### [WHAT YOU HAVE TO DO]
Locate each line of the material that contains "table", then return it.

### [COLLECTED DATA]
+++

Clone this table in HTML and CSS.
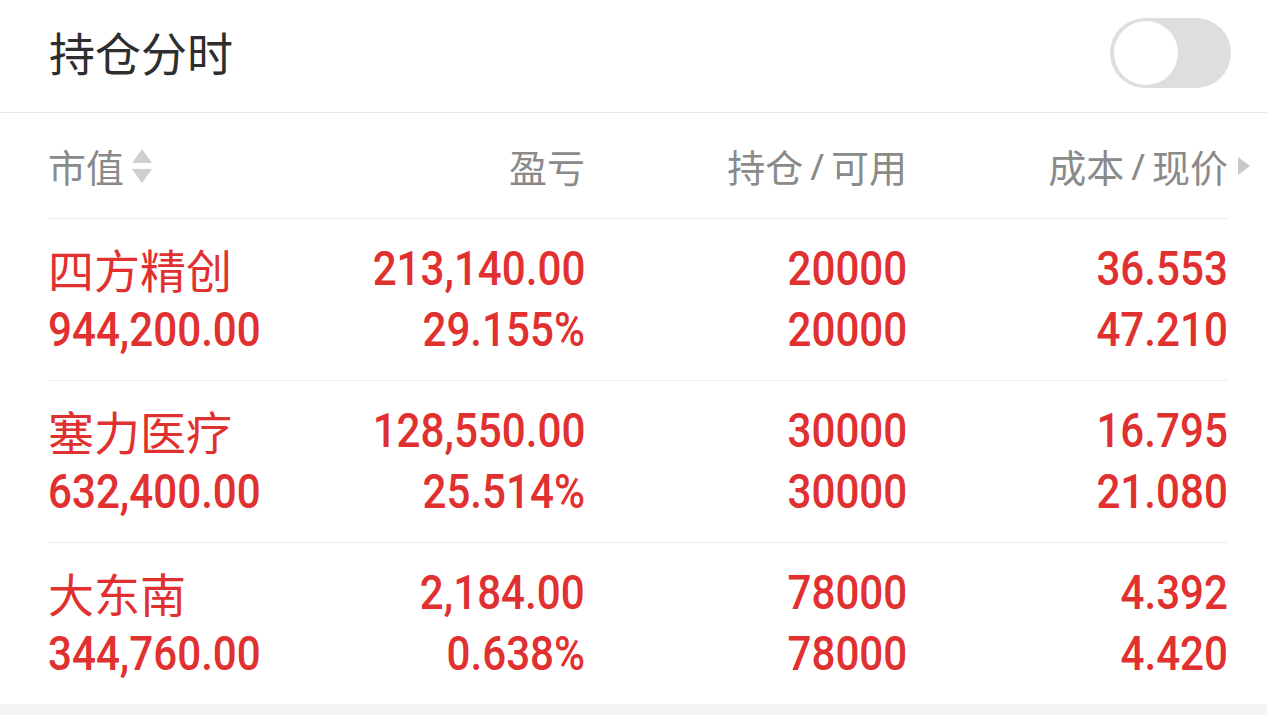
FILE: index.html
```html
<!DOCTYPE html>
<html lang="zh-CN">
<head>
<meta charset="utf-8">
<title>持仓分时</title>
<link rel="stylesheet" href="styles.css">
</head>
<body>
<div class="page">
  <header class="topbar">
    <h1 class="title">持仓分时</h1>
    <div class="toggle"><span class="knob"></span></div>
  </header>
  <section class="table">
    <div class="row head">
      <div class="cell left">市值<svg class="sort" viewBox="0 0 20 38" width="20" height="38"><polygon points="10,2 20,16 0,16" fill="#cfcfcf"/><polygon points="0,22 20,22 10,36" fill="#cfcfcf"/></svg></div>
      <div class="cell">盈亏</div>
      <div class="cell">持仓<span class="slash">/</span>可用</div>
      <div class="cell">成本<span class="slash">/</span>现价<svg class="more" viewBox="0 0 12 20" width="12" height="20"><polygon points="0,1 12,10 0,19" fill="#c8c8c8"/></svg></div>
    </div>
    <div class="row item">
      <div class="cell left"><div class="name">四方精创</div><div class="num">944,200.00</div></div>
      <div class="cell"><div class="num">213,140.00</div><div class="num">29.155%</div></div>
      <div class="cell"><div class="num">20000</div><div class="num">20000</div></div>
      <div class="cell"><div class="num">36.553</div><div class="num">47.210</div></div>
    </div>
    <div class="row item">
      <div class="cell left"><div class="name">塞力医疗</div><div class="num">632,400.00</div></div>
      <div class="cell"><div class="num">128,550.00</div><div class="num">25.514%</div></div>
      <div class="cell"><div class="num">30000</div><div class="num">30000</div></div>
      <div class="cell"><div class="num">16.795</div><div class="num">21.080</div></div>
    </div>
    <div class="row item last">
      <div class="cell left"><div class="name">大东南</div><div class="num">344,760.00</div></div>
      <div class="cell"><div class="num">2,184.00</div><div class="num">0.638%</div></div>
      <div class="cell"><div class="num">78000</div><div class="num">78000</div></div>
      <div class="cell"><div class="num">4.392</div><div class="num">4.420</div></div>
    </div>
  </section>
  <div class="footer-band"></div>
</div>
</body>
</html>
```

FILE: styles.css
```css
* { box-sizing: border-box; }
html, body { margin: 0; padding: 0; background: #ffffff; }
body {
  font-family: "Noto Sans CJK SC", "Noto Sans", sans-serif;
  width: 1267px;
  height: 715px;
  overflow: hidden;
}
.page { display: flex; flex-direction: column; height: 715px; }

.topbar {
  height: 113px;
  display: flex;
  align-items: center;
  justify-content: space-between;
  padding: 0 36px 0 49px;
  border-bottom: 1px solid #e6e6e6;
}
.title {
  margin: 0;
  font-size: 46px;
  font-weight: 400;
  color: #2e2e2e;
  line-height: 1;
  margin-top: -10px;
}
.toggle {
  width: 121px;
  height: 70px;
  border-radius: 35px;
  background: #dedede;
  padding: 3px 4px;
  display: flex;
  align-items: center;
  margin-top: -6px;
}
.knob {
  width: 64px;
  height: 64px;
  border-radius: 50%;
  background: #ffffff;
}

.table { padding: 0 39px 0 48px; flex: 0 0 auto; }
.row {
  display: grid;
  grid-template-columns: 216px 321px 322px 321px;
  border-bottom: 1px solid #ededed;
}
.row.last { border-bottom: none; }
.cell { text-align: right; display: flex; flex-direction: column; align-items: flex-end; }
.cell.left { text-align: left; align-items: flex-start; }

.head { height: 106px; align-items: center; }
.head .cell {
  flex-direction: row;
  align-items: center;
  justify-content: flex-end;
  font-size: 38px;
  color: #8a8a8a;
  line-height: 1;
}
.head .cell.left { justify-content: flex-start; }
.slash { margin: 0 7px; font-family: "Noto Sans", sans-serif; font-size: 37px; }
.sort { margin-left: 8px; }
.more { margin-right: -22px; margin-left: 10px; }

.item { height: 162px; padding-top: 19px; }
.row.item.last { height: 161px; }
.name, .num {
  height: 61px;
  line-height: 61px;
  color: #e0302f;
  white-space: nowrap;
}
.name { font-size: 46px; }
.num {
  font-family: "Roboto", "Noto Sans", sans-serif;
  font-weight: 500;
  font-size: 49px;
  transform: scaleX(0.86);
  transform-origin: right center;
}
.cell.left .num { transform-origin: left center; }

.footer-band { flex: 1 1 auto; background: #f3f3f3; }
```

+++

### [WORKED SOLUTION]
Clone this table in HTML and CSS.
  <section class="table">
.table { padding: 0 39px 0 48px; flex: 0 0 auto; }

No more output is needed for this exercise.